The vote of confidence sent stock markets soaring to record highs as investors celebrated the rosier outlook. The Fed pointed to steady hiring by businesses and resilient consumer spending as signs that the recovery has taken hold. On Capitol Hill, lawmakers approved a budget deal that ends the political brinkmanship that has loomed over the recovery for the past three years.
The combination of an improving private sector and less disruption from Washington cleared the way for the Fed to begin unraveling its extraordinary efforts to safeguard the economy.
“This is an endorsement by the Fed of improving economic prospects,” said Eric Lascelles, chief economist at RBC Global Asset Management. “Ultimately, that’s gotta be a good thing.”
For about a year, the nation’s central bank has pumped money into the economy by buying mortgage-backed securities and Treasury bonds. The goal was to push down long-term interest rates and boost demand among consumers and businesses. Mortgage rates hit historic lows, helping to revive the moribund housing sector, and auto sales surged.
Next month, the Fed will scale back its support from $85 billion a month to $75 billion — cutting $5 billion each from mortgage and Treasury bond purchases. Fed Chairman Ben S. Bernanke said the program will probably continue to shrink in “similar, moderate steps” at future meetings and end altogether late next year.
But he cautioned that the pace is not predetermined; instead, it will depend on the progress of the recovery. Officials could skip “a meeting or two” if they are disappointed in the economic data, he said.
“Asset purchases remain a useful tool that we will deploy as needed to meet our objectives,” Bernanke said during a news conference Wednesday.
Officials also stressed that the decision does not affect the central bank’s commitment to keeping short-term interest rates near zero. The Fed on Wednesday said rates will probably remain low well after the unemployment rate reaches 6.5 percent — stronger language than it has used in the past. The central bank also said it is unlikely to raise rates while inflation is below its target of 2 percent.
Documents released Wednesday showed the majority of the Fed’s top officials do not expect rates to increase until 2015. Three even predicted the first hike will not occur until 2016.
Still, the decision to scale back the stimulus — even by a little — marks an important milestone in the country’s long road back from the recession. The Fed has been criticized for ending earlier rounds of stimulus too early, and officials were determined not to make the same mistake again.

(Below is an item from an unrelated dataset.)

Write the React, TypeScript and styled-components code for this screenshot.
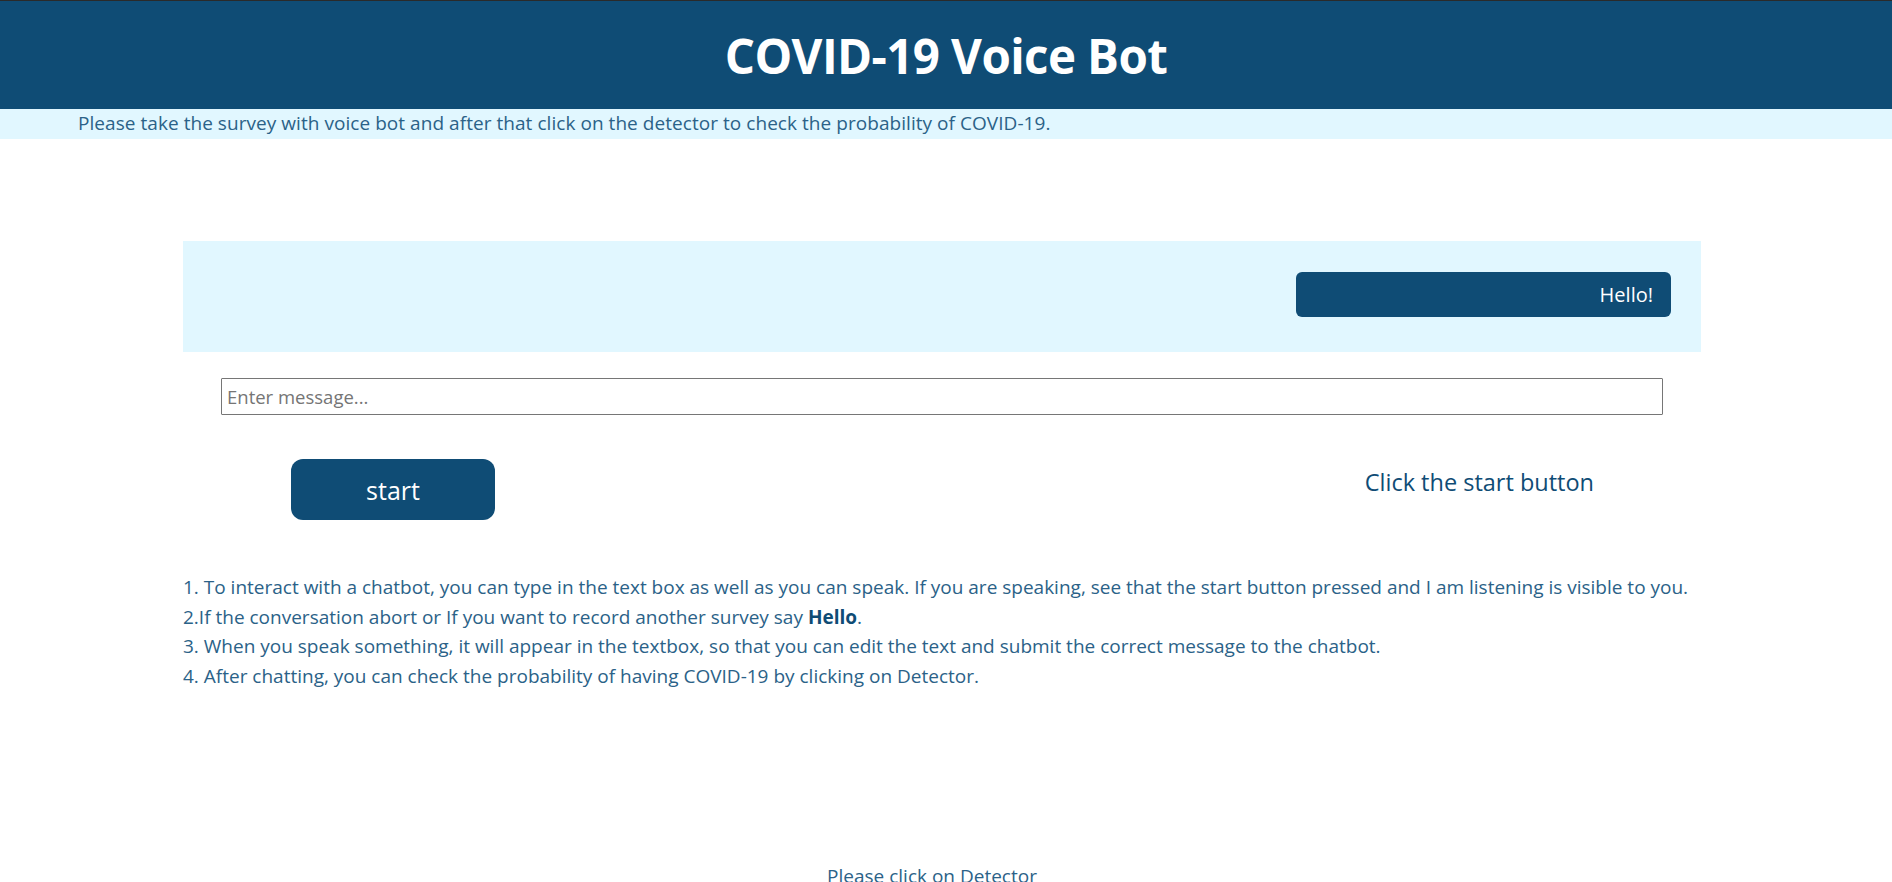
import React from 'react'
import styled, {createGlobalStyle} from 'styled-components'

const Global = createGlobalStyle`
  html, body {
    margin: 0;
    padding: 0;
    background: #ffffff;
    font-family: "Open Sans", "Noto Sans", sans-serif;
  }
`

const Header = styled.header`
  background-color: #0f4c75;
  border-top: 1px solid #2a2a2a;
  height: 108px;
  display: flex;
  align-items: center;
  justify-content: center;
`

const Title = styled.h1`
  margin: 0;
  color: #ffffff;
  font-size: 47.5px;
  font-weight: 700;
  letter-spacing: -0.6px;
`

const Notice = styled.div`
  background-color: #e1f7ff;
  color: #2b6288;
  font-size: 19px;
  height: 30px;
  line-height: 29px;
  padding-left: 78px;
  letter-spacing: 0.05px;
`

const Main = styled.main`
  width: 1518px;
  margin: 102px 0 0 183px;
`

const ChatBox = styled.div`
  background-color: #e1f7ff;
  height: 111px;
  display: flex;
  align-items: flex-start;
  justify-content: flex-end;
  padding: 31px 30px 0 0;
  box-sizing: border-box;
`

const Bubble = styled.div`
  background-color: #0f4c75;
  color: #ffffff;
  width: 375px;
  height: 45px;
  border-radius: 6px;
  box-sizing: border-box;
  padding-right: 18px;
  display: flex;
  align-items: center;
  justify-content: flex-end;
  font-size: 20px;
`

const MessageInput = styled.input`
  display: block;
  width: 1442px;
  height: 37px;
  margin: 26px auto 0;
  box-sizing: border-box;
  border: 1px solid #767676;
  border-radius: 1px;
  padding: 0 5px;
  font-family: "Open Sans", "Noto Sans", sans-serif;
  font-size: 18.5px;
  color: #333;
  outline: none;
  &::placeholder {
    color: #757575;
  }
`

const Controls = styled.div`
  display: flex;
  align-items: center;
  justify-content: space-between;
  padding: 0 107px 0 108px;
  margin-top: 44px;
`

const StartButton = styled.button`
  width: 204px;
  height: 61px;
  border: none;
  border-radius: 12px;
  background-color: #0f4c75;
  color: #ffffff;
  font-family: "Open Sans", "Noto Sans", sans-serif;
  font-size: 25px;
  cursor: pointer;
`

const Status = styled.div`
  color: #0f4c75;
  font-size: 23.5px;
  margin-bottom: 16px;
`

const Steps = styled.div`
  margin-top: 53px;
  color: #2b6288;
  font-size: 19px;
  line-height: 29.5px;
  b {
    color: #0f4c75;
  }
`

const Footer = styled.div`
  margin-top: 172px;
  text-align: center;
  color: #2b6288;
  font-size: 19px;
  padding-right: 28px;
`

export default function App() {
  return (
    <>
      <Global/>
      <Header>
        <Title>COVID-19 Voice Bot</Title>
      </Header>
      <Notice>Please take the survey with voice bot and after that click on the detector to check the probability of COVID-19.</Notice>
      <Main>
        <ChatBox>
          <Bubble>Hello!</Bubble>
        </ChatBox>
        <MessageInput placeholder="Enter message..."/>
        <Controls>
          <StartButton>start</StartButton>
          <Status>Click the start button</Status>
        </Controls>
        <Steps>
          <div>1. To interact with a chatbot, you can type in the text box as well as you can speak. If you are speaking, see that the start button pressed and I am listening is visible to you.</div>
          <div>2.If the conversation abort or If you want to record another survey say <b>Hello</b>.</div>
          <div>3. When you speak something, it will appear in the textbox, so that you can edit the text and submit the correct message to the chatbot.</div>
          <div>4. After chatting, you can check the probability of having COVID-19 by clicking on Detector.</div>
        </Steps>
      </Main>
      <Footer>Please click on Detector</Footer>
    </>
  )
}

But picking the right time to pull back has been difficult. The Fed tied the program to the health of the labor market yet remained vague about what that meant. The picture was further clouded by confusing economic data, including a drop in the unemployment rate that was driven more by a shrinking workforce than a pickup in hiring. Meanwhile, a vocal minority of Fed officials raised concerns that the unconventional program could have unintended consequences, such as creating bubbles that breed financial instability.
The Fed’s initial attempts to prepare the markets and the public for the program’s inevitable end seemed to backfire. Stock markets plunged after Bernanke suggested this summer that the Fed would pull back by the end of the year. Interest rates also shot up, threatening the still-fragile housing market.
But Wall Street seemed to get the message this time.
On Wednesday, the blue-chip Dow Jones industrial average rose nearly 300 points to reach a new record high of 16,167.97. The Standard & Poor’s 500-stock index jumped 30 points, up 1.7 percent, also setting a new high at 1810.65.
“The market was well-positioned for tapering” of the stimulus, said Eric Green, global head of rates, foreign exchange and commodity research at TD Securities. “The Fed gave investors a boost of confidence today.”
Although the tone of the Fed’s statements was more positive, the central bank’s outlook for economic growth next year has changed little since September. It forecasts the nation’s gross domestic product will grow between 2.8 and 3.2 percent next year, in line with previous forecasts. But the unemployment rate is expected to drop more quickly, with predictions ranging between 6.3 and 6.6 percent for 2014. The Fed slightly lowered its outlook for inflation, as well.
The central bank’s announcement came after top officials concluded their regular two-day meeting in Washington. The Fed’s influential policy-setting committee voted 9 to 1 to scale back the stimulus. Boston Fed President Eric S. Rosengren dissented because he believed the reduction in bond purchases was “premature.”
Bernanke will preside over one more meeting as chairman before his term ends Jan. 31. The Senate will probably confirm the central bank’s second-in-command, Janet Yellen, as his successor this week.
Bernanke suggested Wednesday that there was strong support among his colleagues for the strategy he outlined for ending the bond-buying program. He and Yellen have been close allies on policy decisions, and she is not expected to change course dramatically.
“I have always consulted closely with Janet,” Bernanke said Wednesday. “She fully supports what we did today.”